Table 2: Descriptive Statistics of REIT Characteristics

This table provides the different characteristics that were used to separate REITs for this empirical analysis and the number of REITs of that special characteristic that were contained in the dataset

By Investment Focus Number of REITs

contained in dataset Retail (= Shopping Centers, Regional Mall & Other Retail) 21

Office & Industrial 15

Specialty (= Specialty, Health Care, Self-Storage) 12

Diversified 11

Hotel 6

Residential 13

Management Characteristics

Self-Advised 73

Total Number of REITs 78

Table 2 shows the distribution of the REITs regarding investment focus and whether the REITs advised/managed themselves.
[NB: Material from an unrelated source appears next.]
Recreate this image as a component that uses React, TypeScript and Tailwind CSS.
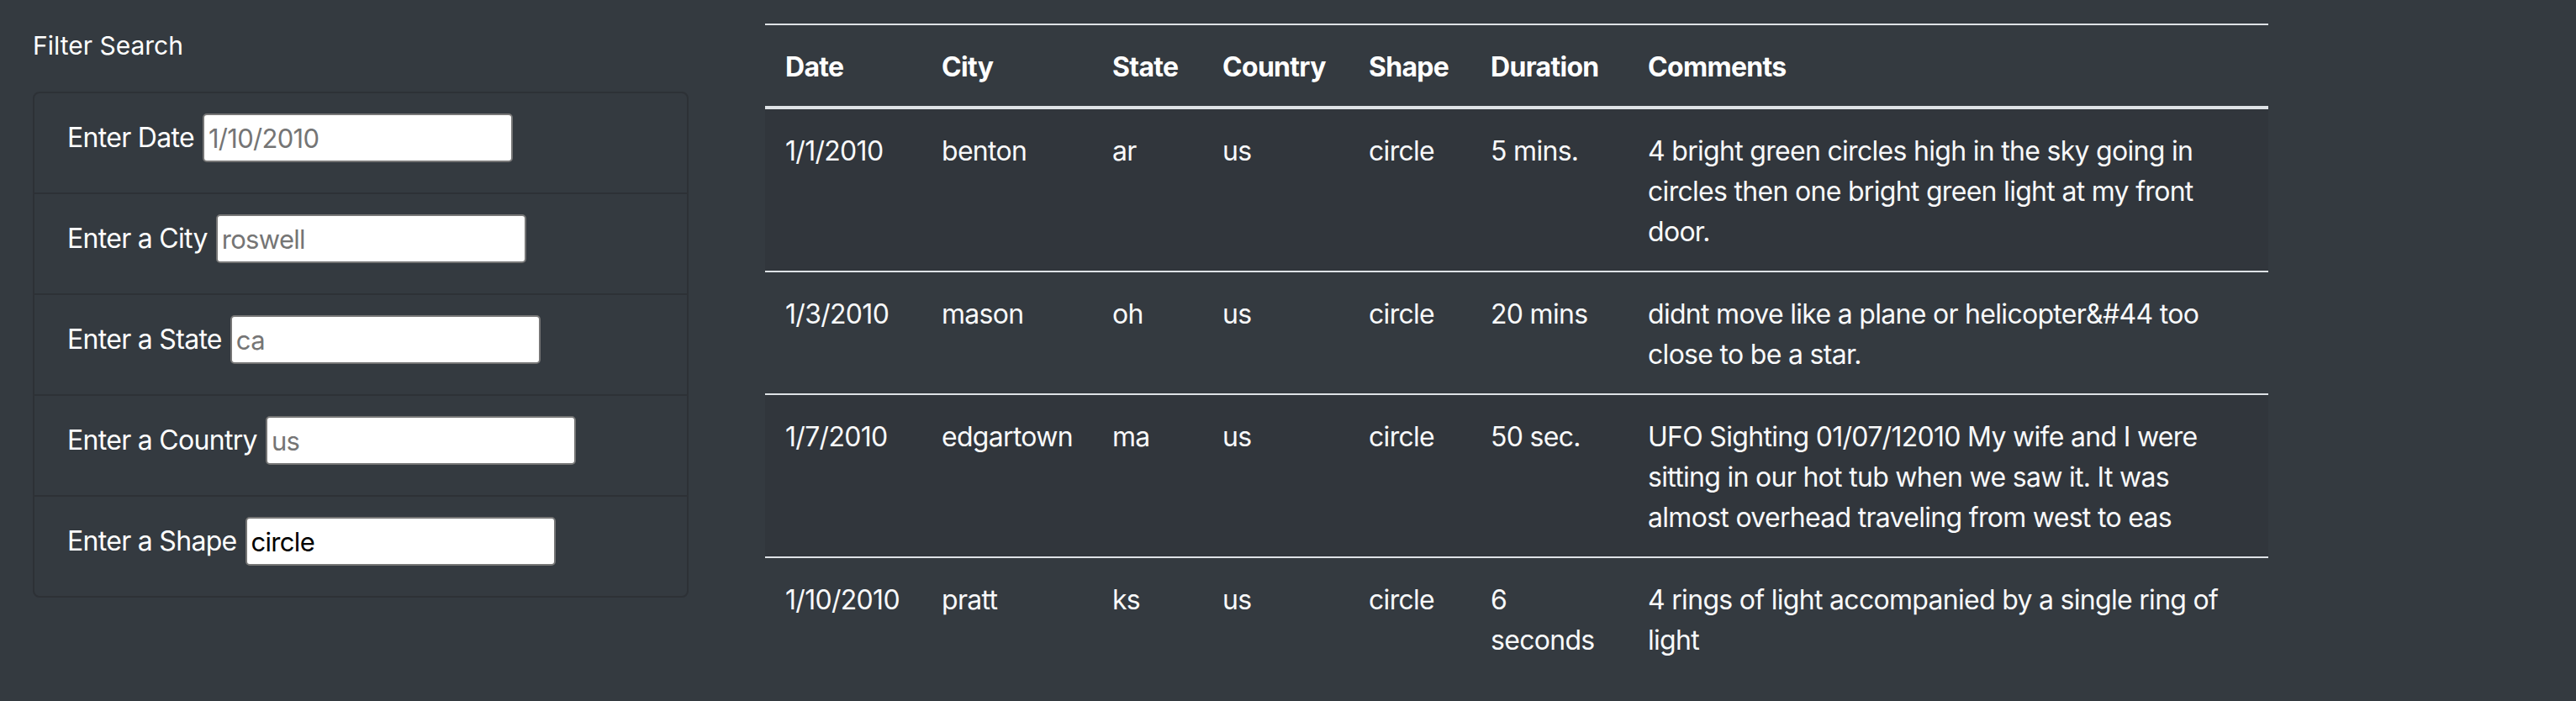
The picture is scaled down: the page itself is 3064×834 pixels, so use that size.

REITs with an investment focus on shopping centers, regional malls and other retail were merged to `Retail`, office and industrial REITs were merged to `Office & Industrial` and specialty, health care and self-storage REITs were summarized in the investment focus group of `Specialty`.

Only 6 of the 78 examined REITs invest in Hotels whereas the majority of the REITs (=21) invest in Retail followed by Office & Industrial (15) and Residential (13). Specialty (12) and Diversified (11) REITs complete the different investment foci. The vast majority of the examined REITs were internally managed and advised with 73 of the 78 REITs being internally managed.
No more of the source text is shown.